Ulasfakta – Kasus kekerasan terhadap anak kembali mengguncang Kabupaten Karimun, Kepulauan Riau. Seorang balita perempuan berusia dua tahun, berinisial SA, tewas setelah diduga menjadi korban penganiayaan oleh DO (25), pria yang merupakan kekasih ibunya. Polisi telah menetapkan DO sebagai tersangka dan menjeratnya dengan pasal berlapis terkait perlindungan anak dan pembunuhan.
Kapolres Karimun, AKBP Robby Topan Manusiwa, mengatakan bahwa DO dikenakan Pasal 80 ayat (3) jo Pasal 76C Undang-Undang Republik Indonesia Nomor 35 Tahun 2014 tentang Perlindungan Anak, serta Pasal 338 KUHP tentang pembunuhan.
“Ancaman hukumannya maksimal 15 tahun penjara dan/atau denda sebesar Rp3 miliar, karena kekerasan ini menyebabkan kematian anak,” tegas Robby dalam keterangannya, Kamis (19/6/2025).
Menurut penyelidikan awal, insiden tragis tersebut terjadi pada Senin dini hari, 12 Juni 2025, sekitar pukul 02.00 WIB. DO disebut sempat berusaha memberikan obat kepada korban yang saat itu sedang rewel. Namun, balita tersebut menggigit tangannya, yang memicu kemarahan pelaku hingga melakukan kekerasan fisik secara brutal.
Kasi Humas Polres Karimun, Iptu Sri Suwanto, menambahkan bahwa tersangka DO saat ini masih menjalani proses pemeriksaan intensif di Mapolres Karimun. “Belum ada pemindahan ke rumah tahanan. Proses pendalaman masih berlangsung,” ujar Sri.

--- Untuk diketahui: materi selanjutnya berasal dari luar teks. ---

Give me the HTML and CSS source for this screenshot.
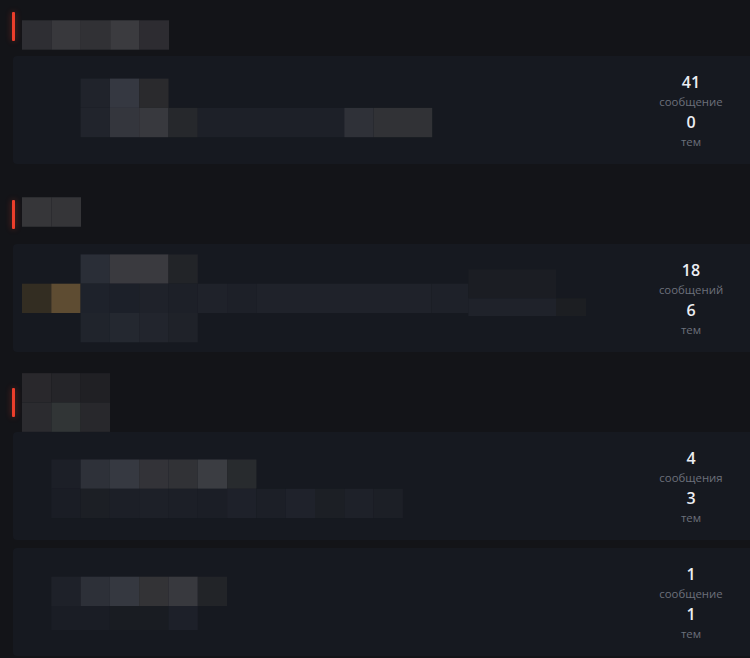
FILE: index.html
```html
<!DOCTYPE html>
<html lang="ru">
<head>
<meta charset="utf-8">
<title>Форум</title>
<link rel="stylesheet" href="styles.css">
</head>
<body>
<main class="forum">

  <section class="category">
    <header class="cat-head">
      <span class="cat-bar"></span>
      <svg class="cat-title t1" width="147" height="30" viewBox="0 0 146.5 29.3" aria-label="категория">
        <rect x="0" y="0" width="29.3" height="29.3" fill="#2e2e33"/>
        <rect x="29.3" y="0" width="29.3" height="29.3" fill="#38383c"/>
        <rect x="58.6" y="0" width="29.3" height="29.3" fill="#313135"/>
        <rect x="87.9" y="0" width="29.3" height="29.3" fill="#3b3b3f"/>
        <rect x="117.2" y="0" width="29.3" height="29.3" fill="#2d2c31"/>
      </svg>
    </header>
    <div class="forums">
      <article class="card">
        <svg class="card-info" width="480" height="108" viewBox="0 0 480 108">
          <rect x="67.6" y="22.6" width="29.3" height="29.3" fill="#20232b"/>
          <rect x="96.9" y="22.6" width="29.3" height="29.3" fill="#353841"/>
          <rect x="126.2" y="22.6" width="29.3" height="29.3" fill="#2a2a2d"/>
          <rect x="67.6" y="51.9" width="29.3" height="29.3" fill="#21242c"/>
          <rect x="96.9" y="51.9" width="29.3" height="29.3" fill="#34363d"/>
          <rect x="126.2" y="51.9" width="29.3" height="29.3" fill="#38393e"/>
          <rect x="155.5" y="51.9" width="29.3" height="29.3" fill="#26282c"/>
          <rect x="184.8" y="51.9" width="146.5" height="29.3" fill="#1d2028"/>
          <rect x="331.3" y="51.9" width="29.3" height="29.3" fill="#2f3138"/>
          <rect x="360.6" y="51.9" width="58.6" height="29.3" fill="#313236"/>
        </svg>
        <div class="stats">
          <span class="num">41</span>
          <span class="lbl">сообщение</span>
          <span class="num">0</span>
          <span class="lbl">тем</span>
        </div>
      </article>
    </div>
  </section>

  <section class="category">
    <header class="cat-head">
      <span class="cat-bar"></span>
      <svg class="cat-title t2" width="59" height="30" viewBox="0 0 58.6 29.3" aria-label="категория">
        <rect x="0" y="0" width="29.3" height="29.3" fill="#363639"/>
        <rect x="29.3" y="0" width="29.3" height="29.3" fill="#353538"/>
      </svg>
    </header>
    <div class="forums">
      <article class="card">
        <svg class="card-info" width="480" height="108" viewBox="0 0 480 108">
          <rect x="67.6" y="10.4" width="29.3" height="29.3" fill="#2a2e37"/>
          <rect x="96.9" y="10.4" width="58.6" height="29.3" fill="#3a3a3f"/>
          <rect x="155.5" y="10.4" width="29.3" height="29.3" fill="#222428"/>
          <rect x="9" y="39.7" width="29.3" height="29.3" fill="#332d22"/>
          <rect x="38.3" y="39.7" width="29.3" height="29.3" fill="#5e4c32"/>
          <rect x="67.6" y="39.7" width="29.3" height="29.3" fill="#1e222b"/>
          <rect x="96.9" y="39.7" width="29.3" height="29.3" fill="#1c2029"/>
          <rect x="126.2" y="39.7" width="29.3" height="29.3" fill="#1f222a"/>
          <rect x="155.5" y="39.7" width="29.3" height="29.3" fill="#1d2028"/>
          <rect x="184.8" y="39.7" width="29.3" height="29.3" fill="#1f222a"/>
          <rect x="214.1" y="39.7" width="29.3" height="29.3" fill="#1d2028"/>
          <rect x="243.4" y="39.7" width="175" height="29.3" fill="#1f222a"/>
          <rect x="418.4" y="39.7" width="37" height="29.3" fill="#1e2129"/>
          <rect x="455.3" y="25.3" width="87.7" height="29" fill="#1b1d23"/>
          <rect x="455.3" y="54.3" width="87.7" height="17.7" fill="#1f222a"/>
          <rect x="543" y="54.3" width="30" height="17.7" fill="#1c1e22"/>
          <rect x="67.6" y="69" width="29.3" height="29.3" fill="#20242c"/>
          <rect x="96.9" y="69" width="29.3" height="29.3" fill="#242830"/>
          <rect x="126.2" y="69" width="29.3" height="29.3" fill="#22252d"/>
          <rect x="155.5" y="69" width="29.3" height="29.3" fill="#1f2229"/>
        </svg>
        <div class="stats">
          <span class="num">18</span>
          <span class="lbl">сообщений</span>
          <span class="num">6</span>
          <span class="lbl">тем</span>
        </div>
      </article>
    </div>
  </section>

  <section class="category">
    <header class="cat-head">
      <span class="cat-bar"></span>
      <svg class="cat-title t3" width="88" height="59" viewBox="0 0 87.9 58.6" aria-label="категория">
        <rect x="0" y="0" width="29.3" height="29.3" fill="#29282c"/>
        <rect x="29.3" y="0" width="29.3" height="29.3" fill="#252529"/>
        <rect x="58.6" y="0" width="29.3" height="29.3" fill="#202024"/>
        <rect x="0" y="29.3" width="29.3" height="29.3" fill="#2b2b2f"/>
        <rect x="29.3" y="29.3" width="29.3" height="29.3" fill="#313536"/>
        <rect x="58.6" y="29.3" width="29.3" height="29.3" fill="#28282c"/>
      </svg>
    </header>
    <div class="forums">
      <article class="card">
        <svg class="card-info" width="480" height="108" viewBox="0 0 480 108">
          <rect x="38.3" y="27.5" width="29.3" height="29.3" fill="#1c1f27"/>
          <rect x="67.6" y="27.5" width="29.3" height="29.3" fill="#2e3139"/>
          <rect x="96.9" y="27.5" width="29.3" height="29.3" fill="#363941"/>
          <rect x="126.2" y="27.5" width="29.3" height="29.3" fill="#333338"/>
          <rect x="155.5" y="27.5" width="29.3" height="29.3" fill="#313236"/>
          <rect x="184.8" y="27.5" width="29.3" height="29.3" fill="#3b3d42"/>
          <rect x="214.1" y="27.5" width="29.3" height="29.3" fill="#282b2e"/>
          <rect x="38.3" y="56.8" width="29.3" height="29.3" fill="#1a1d25"/>
          <rect x="67.6" y="56.8" width="29.3" height="29.3" fill="#1c1f25"/>
          <rect x="96.9" y="56.8" width="29.3" height="29.3" fill="#1c1f27"/>
          <rect x="126.2" y="56.8" width="29.3" height="29.3" fill="#1d2028"/>
          <rect x="155.5" y="56.8" width="29.3" height="29.3" fill="#1c1f27"/>
          <rect x="184.8" y="56.8" width="29.3" height="29.3" fill="#1b1e26"/>
          <rect x="214.1" y="56.8" width="29.3" height="29.3" fill="#1e212a"/>
          <rect x="243.4" y="56.8" width="29.3" height="29.3" fill="#1c1f27"/>
          <rect x="272.7" y="56.8" width="29.3" height="29.3" fill="#1f222b"/>
          <rect x="302" y="56.8" width="29.3" height="29.3" fill="#1c1f25"/>
          <rect x="331.3" y="56.8" width="29.3" height="29.3" fill="#1e2129"/>
          <rect x="360.6" y="56.8" width="29.3" height="29.3" fill="#1c1f26"/>
        </svg>
        <div class="stats">
          <span class="num">4</span>
          <span class="lbl">сообщения</span>
          <span class="num">3</span>
          <span class="lbl">тем</span>
        </div>
      </article>
      <article class="card">
        <svg class="card-info" width="480" height="108" viewBox="0 0 480 108">
          <rect x="38.3" y="28.7" width="29.3" height="29.3" fill="#1e2129"/>
          <rect x="67.6" y="28.7" width="29.3" height="29.3" fill="#2d3038"/>
          <rect x="96.9" y="28.7" width="29.3" height="29.3" fill="#353840"/>
          <rect x="126.2" y="28.7" width="29.3" height="29.3" fill="#333336"/>
          <rect x="155.5" y="28.7" width="29.3" height="29.3" fill="#38393e"/>
          <rect x="184.8" y="28.7" width="29.3" height="29.3" fill="#222428"/>
          <rect x="38.3" y="58" width="58.6" height="24" fill="#1a1d25"/>
          <rect x="96.9" y="58" width="58.6" height="24" fill="#191c22"/>
          <rect x="155.5" y="58" width="29.3" height="24" fill="#1d2029"/>
        </svg>
        <div class="stats">
          <span class="num">1</span>
          <span class="lbl">сообщение</span>
          <span class="num">1</span>
          <span class="lbl">тем</span>
        </div>
      </article>
    </div>
  </section>

</main>
</body>
</html>
```

FILE: styles.css
```css
* {
  box-sizing: border-box;
}

html, body {
  margin: 0;
  padding: 0;
  background: #131418;
  overflow: hidden;
}

body {
  font-family: "Open Sans", "Noto Sans", "Liberation Sans", sans-serif;
  color: #e6e8ee;
}

.forum {
  display: flex;
  flex-direction: column;
  gap: 36px;
  padding: 12px 0 0 13px;
  width: 750px;
}

.category {
  display: flex;
  flex-direction: column;
  gap: 15px;
}

.cat-head {
  display: flex;
  align-items: flex-start;
  gap: 7px;
  height: 29px;
  margin-left: -1px;
}

.cat-bar {
  flex: none;
  width: 3px;
  height: 29px;
  background: #ec3e2b;
  border-radius: 1px;
  box-shadow: 0 0 6px rgba(236, 62, 43, 0.45);
}

.cat-title {
  flex: none;
  display: block;
}

.t1 { margin-top: 8px; }
.t2 { margin-top: -3px; }
.t3 { margin-top: -15px; }

.forums {
  display: flex;
  flex-direction: column;
  gap: 8px;
}

.card {
  display: flex;
  justify-content: space-between;
  align-items: center;
  height: 108px;
  background: #161920;
  border-radius: 4px 0 0 4px;
}

.card-info {
  flex: none;
  display: block;
  overflow: visible;
}

.stats {
  flex: none;
  width: 118px;
  margin-top: 2px;
  display: flex;
  flex-direction: column;
  align-items: center;
}

.num {
  font-size: 16px;
  line-height: 22px;
  font-weight: 600;
  color: #eceef3;
}

.lbl {
  font-size: 11.4px;
  line-height: 18px;
  color: #6c707b;
}
```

Hasil visum dari RSUD Muhammad Sani mengungkapkan temuan yang mengejutkan. Tubuh korban ditemukan dalam kondisi mengenaskan. Ada luka lebam di kepala, wajah, leher, dada, dan perut, serta tanda-tanda kekerasan lainnya seperti sundutan rokok di kaki, luka robek di dalam bibir bawah, bekas gigitan di perut dan pinggang, memar berat di kepala, hingga kuku jari tangan dan kaki yang membiru.
“Ini bukan luka akibat kecelakaan biasa. Semua tanda mengarah pada tindakan penganiayaan berat,” ungkap salah satu sumber medis yang menangani pemeriksaan.
Kasus ini pun menuai perhatian luas dari masyarakat dan aktivis perlindungan anak. Pihak kepolisian menegaskan akan mengusut tuntas kejadian ini dan memastikan proses hukum berjalan tanpa toleransi.